I think it (and we) should stand a decent chance for some reasons that are probably worth mentioning (though I’ve already made this so long it exceeds my own attention span). One is the way being part of CUNY situates us: we are connected whether we like it or not by certain circumstances — geographical, institutional, economic. (One thing that defines “real” community is shared problems.) But we are also loosely connected, too loosely in some cases and to some minds. (Nothing is more common in CUNY cross-campus talk than fear of “re-inventing the wheel” — in working long and hard on what another campus has already worked out.) So we have pre-existing bonds, but we also have real needs to bond further. That bodes well for the Commons if we can make it work for us.

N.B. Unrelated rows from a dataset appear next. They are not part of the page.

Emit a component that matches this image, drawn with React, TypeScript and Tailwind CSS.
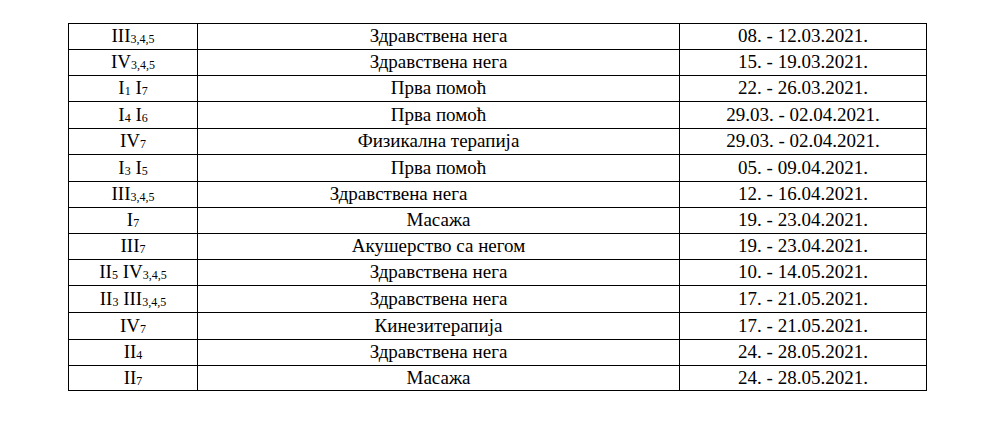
import React from "react";

type Part = { t: string; sub?: boolean };

const rows: { g: Part[]; subj: string; date: string; h: number; shift?: boolean }[] = [
  { g: [{ t: "III" }, { t: "3,4,5", sub: true }], subj: "Здравствена нега", date: "08. - 12.03.2021.", h: 26 },
  { g: [{ t: "IV" }, { t: "3,4,5", sub: true }], subj: "Здравствена нега", date: "15. - 19.03.2021.", h: 26 },
  { g: [{ t: "I" }, { t: "1", sub: true }, { t: " I" }, { t: "7", sub: true }], subj: "Прва помоћ", date: "22. - 26.03.2021.", h: 26 },
  { g: [{ t: "I" }, { t: "4", sub: true }, { t: " I" }, { t: "6", sub: true }], subj: "Прва помоћ", date: "29.03. - 02.04.2021.", h: 27 },
  { g: [{ t: "IV" }, { t: "7", sub: true }], subj: "Физикална терапија", date: "29.03. - 02.04.2021.", h: 26 },
  { g: [{ t: "I" }, { t: "3", sub: true }, { t: " I" }, { t: "5", sub: true }], subj: "Прва помоћ", date: "05. - 09.04.2021.", h: 27 },
  { g: [{ t: "III" }, { t: "3,4,5", sub: true }], subj: "Здравствена нега", date: "12. - 16.04.2021.", h: 26, shift: true },
  { g: [{ t: "I" }, { t: "7", sub: true }], subj: "Масажа", date: "19. - 23.04.2021.", h: 26 },
  { g: [{ t: "III" }, { t: "7", sub: true }], subj: "Акушерство са негом", date: "19. - 23.04.2021.", h: 26 },
  { g: [{ t: "II" }, { t: "5", sub: true }, { t: " IV" }, { t: "3,4,5", sub: true }], subj: "Здравствена нега", date: "10. - 14.05.2021.", h: 26 },
  { g: [{ t: "II" }, { t: "3", sub: true }, { t: " III" }, { t: "3,4,5", sub: true }], subj: "Здравствена нега", date: "17. - 21.05.2021.", h: 27 },
  { g: [{ t: "IV" }, { t: "7", sub: true }], subj: "Кинезитерапија", date: "17. - 21.05.2021.", h: 27 },
  { g: [{ t: "II" }, { t: "4", sub: true }], subj: "Здравствена нега", date: "24. - 28.05.2021.", h: 26 },
  { g: [{ t: "II" }, { t: "7", sub: true }], subj: "Масажа", date: "24. - 28.05.2021.", h: 25 },
];

export default function App() {
  return (
    <div
      className="w-[987px] h-[425px] bg-white pt-[23px] pl-[68px] text-black text-[19px]"
      style={{ fontFamily: '"Liberation Serif", "Times New Roman", serif' }}
    >
      <div className="w-[859px] border-l border-t border-black flex flex-col">
        {rows.map((r, i) => (
          <div key={i} className="flex" style={{ height: r.h }}>
            <div className="w-[129px] border-r border-b border-black flex items-center justify-center whitespace-pre">
              <span>
                {r.g.map((p, j) =>
                  p.sub ? (
                    <span key={j} className="text-[12px] relative top-[1px]">
                      {p.t}
                    </span>
                  ) : (
                    <span key={j}>{p.t}</span>
                  )
                )}
              </span>
            </div>
            <div
              className={
                "w-[482px] border-r border-b border-black flex items-center justify-center" +
                (r.shift ? " pr-[80px]" : "")
              }
            >
              {r.subj}
            </div>
            <div className="w-[247px] border-r border-b border-black flex items-center justify-center">
              {r.date}
            </div>
          </div>
        ))}
      </div>
    </div>
  );
}
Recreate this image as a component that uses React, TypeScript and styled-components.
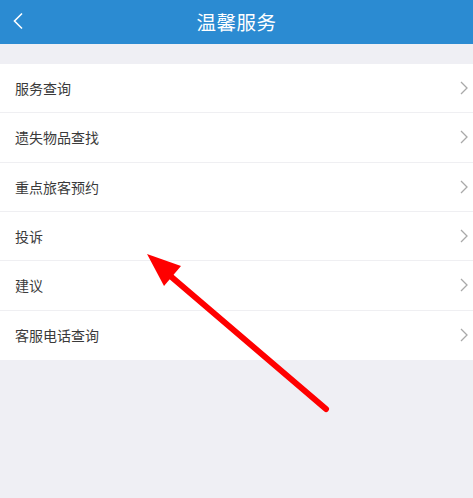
import React from 'react';
import styled, { createGlobalStyle } from 'styled-components';

const GlobalStyle = createGlobalStyle`
  html, body {
    margin: 0;
    padding: 0;
    background: #efeff4;
  }
  body {
    font-family: "Noto Sans CJK SC", "Noto Sans", sans-serif;
  }
`;

const Page = styled.div`
  position: relative;
  width: 473px;
  height: 498px;
  background: #efeff4;
  overflow: hidden;
`;

const Header = styled.header`
  height: 44px;
  background: #2b8bd2;
  display: flex;
  align-items: center;
  justify-content: center;
  position: relative;
`;

const BackButton = styled.button`
  position: absolute;
  left: 6px;
  top: 8px;
  width: 24px;
  height: 26px;
  border: none;
  background: none;
  padding: 0;
  display: flex;
  align-items: center;
  justify-content: center;
`;

const Title = styled.h1`
  margin: 0 0 2px;
  color: #ffffff;
  font-size: 19.5px;
  font-weight: 400;
  letter-spacing: 0.5px;
`;

const List = styled.ul`
  list-style: none;
  margin: 20px 0 0;
  padding: 0;
  background: #ffffff;
`;

const Row = styled.li<{ $last?: boolean }>`
  box-sizing: border-box;
  height: 49.33px;
  padding: 0 5px 0 15px;
  display: flex;
  align-items: center;
  justify-content: space-between;
  border-bottom: ${(p) => (p.$last ? 'none' : '1px solid #efeff2')};
`;

const Label = styled.span`
  color: #3a3a3a;
  font-size: 14px;
`;

const Overlay = styled.svg`
  position: absolute;
  left: 0;
  top: 0;
  pointer-events: none;
`;

const items = ['服务查询', '遗失物品查找', '重点旅客预约', '投诉', '建议', '客服电话查询'];

const Chevron = () => (
  <svg width="8" height="14" viewBox="0 0 8 14">
    <path d="M1 1 L7 7 L1 13" fill="none" stroke="#a9a9a9" strokeWidth="1.3" />
  </svg>
);

const App = () => (
  <Page>
    <GlobalStyle />
    <Header>
      <BackButton aria-label="返回">
        <svg width="12" height="18" viewBox="0 0 12 18">
          <path d="M10 1.5 L2.5 9 L10 16.5" fill="none" stroke="#ffffff" strokeWidth="1.6" />
        </svg>
      </BackButton>
      <Title>温馨服务</Title>
    </Header>
    <List>
      {items.map((item, i) => (
        <Row key={item} $last={i === items.length - 1}>
          <Label>{item}</Label>
          <Chevron />
        </Row>
      ))}
    </List>
    <Overlay width="473" height="498" viewBox="0 0 473 498">
      <line x1="326" y1="409" x2="168" y2="274" stroke="#ff0000" strokeWidth="6" strokeLinecap="round" />
      <polygon points="147,254 181,266 164,286" fill="#ff0000" />
    </Overlay>
  </Page>
);

export default App;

And we don’t start from scratch. Bass and Eynon have called for “an R&D division for teaching in higher education,” yet we have that. (It’s just too unorganized to call a division.) When I read that, I was brought back to a meeting the Sloan Foundation set up a few years back between some of us in online education and a bunch of people who do corporate e-training. In introducing the academics, Frank Mayadas (the Sloan program director who set up the meeting) said that we were the ones who had been doing the R&D around new forms of teaching. And we have. What we haven’t done is pull that together. What we haven’t ensured is that those of us who are working on new forms and new modes don’t find/feel that is an isolated and isolating experience. (The first comment on the most recent Bass/Eynon blog installment came from J. Elizabeth Clark of LaGuardia, who said, “We really don’t yet have many digital teaching communities, except for those of us working on similar projects. We really need to move in this direction so that our working lives mirror our teaching lives and our everyday lives.”) If we could use the Commons to bring our work and our needs together, we could do the Commons — but also ourselves — a lot of good.